Die mitbeteiligte Gebietskrankenkasse wendet sich in ihrer Gegenschrift gestützt auf eine Literaturstelle (Derntl, Soziale Sicherheit 4/2001, Seite 345, Die Haftung des GmbH-Geschäftsführers) gegen die neue Rechtsprechung des Verwaltungsgerichtshofes. Darin wird - soweit die Argumente (insbesondere die geforderte - analoge ?! - Anwendung des § 80 Abs. 1 BAO) nicht bereits durch die Begründung des Erkenntnisses des verstärkten Senates widerlegt sind und daher hier unerörtert bleiben können - aus § 26 Satz 2 ABGB abgeleitet, dass Pflichten des Dienstgebers "bei juristischen Personen auf deren zur Vertretung berufenen Organe übergehen" (!), womit sowohl die zitierte Bestimmung, als auch generell die Unterscheidung in den Rechtsbeziehungen der juristischen Person gegenüber Dritten und der Organe dieser juristischen Person gegenüber Dritten fundamental verkannt werden. Gleiches gilt für die Argumentation mit § 25 GmbHG, der - soweit diese (oder auch andere) Bestimmungen nicht auch dem Gläubigerschutz dienen - ausschließlich die Pflichten der Geschäftsführer gegenüber der Gesellschaft und nicht Dritten gegenüber regelt, worauf der verstärkte Senat im vorgenannten Erkenntnis ausführlich eingegangen ist. Der von der mitbeteiligten Gebietskrankenkasse ins treffen geführte Aufsatz geht daher schon von unzutreffenden Prämissen aus. Der angefochtene Bescheid war daher gemäß § 42 Abs. 2 Z. 1 VwGG wegen Rechtswidrigkeit des Inhaltes aufzuheben.

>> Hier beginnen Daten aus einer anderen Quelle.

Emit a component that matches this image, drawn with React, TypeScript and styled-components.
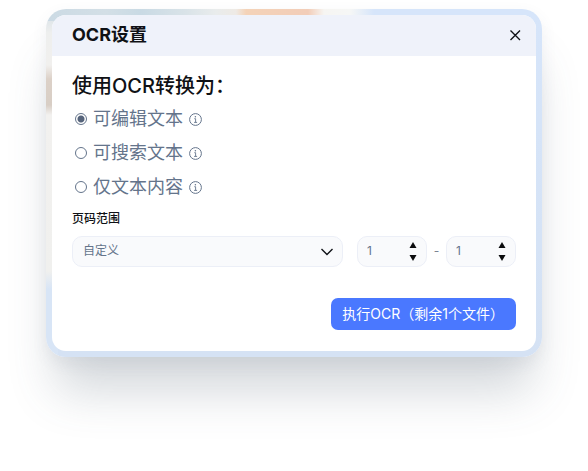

Die Kostenentscheidung gründet sich auf die §§ 47 ff VwGG i. V.m. der Verordnung BGBl. Nr. 416/1994. Das Mehrbegehren hinsichtlich der Umsatzsteuer war abzuweisen, weil neben dem pauschalierten Schriftsatzaufwand ein Kostenersatz unter dem Titel der Umsatzsteuer nicht zusteht (vgl. Dolp, Die Verwaltungsgerichtsbarkeit, 3. Auflage, 686).